Specification request on Statement::add
lukaseder opened this issue · comments
To create a statement batch from a prepared statement with bind variables, we can see an example in the documentation:
https://r2dbc.io/spec/0.9.0.M1/spec/html/#statements.batching
// connection is a Connection object
Statement statement = connection.createStatement("INSERT INTO books (author, publisher) VALUES ($1, $2)");
statement.bind(0, "John Doe").bind(1, "Happy Books LLC").add();
statement.bind(0, "Jane Doe").bind(1, "Scary Books Inc");
Publisher<? extends Result> publisher = statement.execute();
I've noticed that the MariaDB driver requires an additional trailing .add()

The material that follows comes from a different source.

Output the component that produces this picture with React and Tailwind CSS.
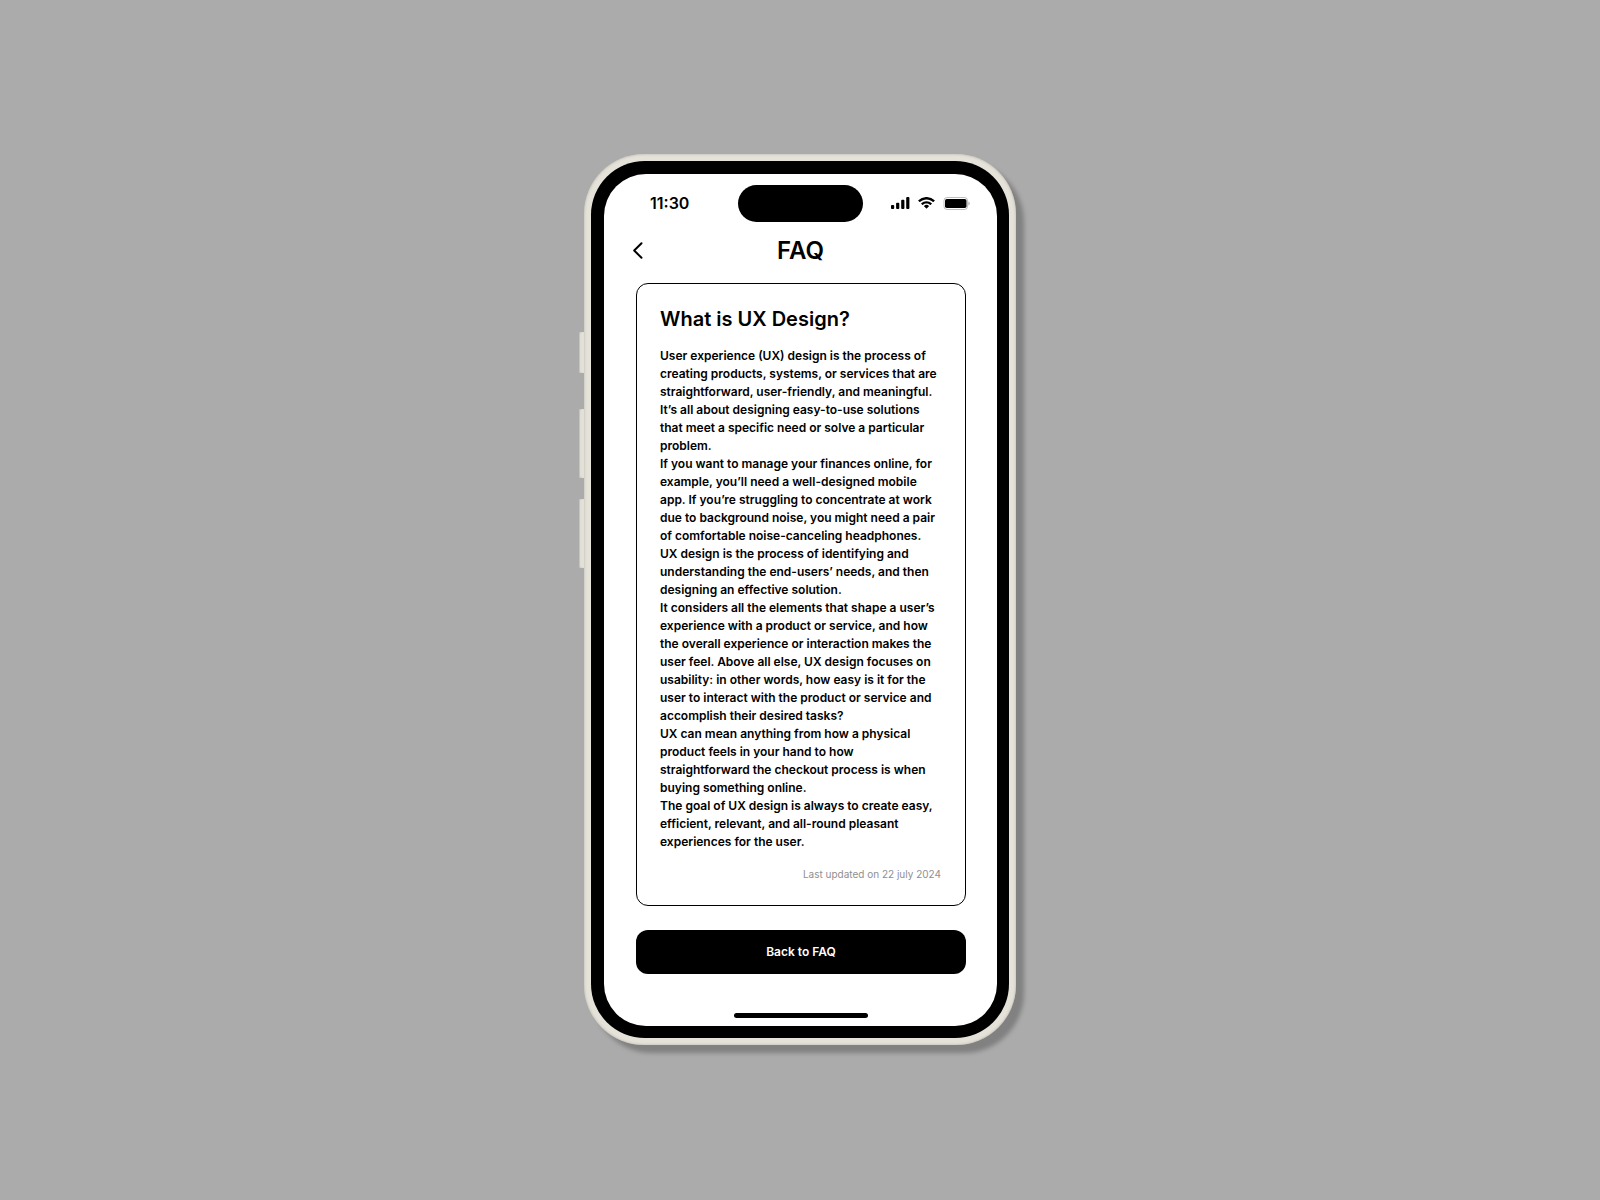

call for the last set of bind values to be added to the batch, more like:
// connection is a Connection object
Statement statement = connection.createStatement("INSERT INTO books (author, publisher) VALUES ($1, $2)");
statement.bind(0, "John Doe").bind(1, "Happy Books LLC").add();
statement.bind(0, "Jane Doe").bind(1, "Scary Books Inc").add();
Publisher<? extends Result> publisher = statement.execute();
Unfortunately, the spec isn't very clear about who's right. Both versions make sense in a way:
- The documentation version is consistent with adding only one set of binds and then calling
Statement::execute
directly, without any call toStatement::add
. - The MariaDB version is consistent with JDBC, where
Statement::addBatch
is called after each set of bind values, and finally the batch is executed withStatement::executeBatch
. It is also more consistent withio.r2dbc.spi.Batch
, where you need two calls toBatch::add
to execute 2 statements, not 1 call.
I think that last bit hints at the real problem here. Unlike JDBC, the SPI is re-using Statement::execute
, and as such, leaving room for interpretation to the semantics of Statement::add
I think there are two things to be improved here:
- Clearly specify whether
Statement::add
is- required for the last set of binds (then, most drivers will have a bug)
- optional (then, the MariaDB driver has a bug, and another ambiguity arises, see below)
- wrong (then, the MariaDB driver has a bug)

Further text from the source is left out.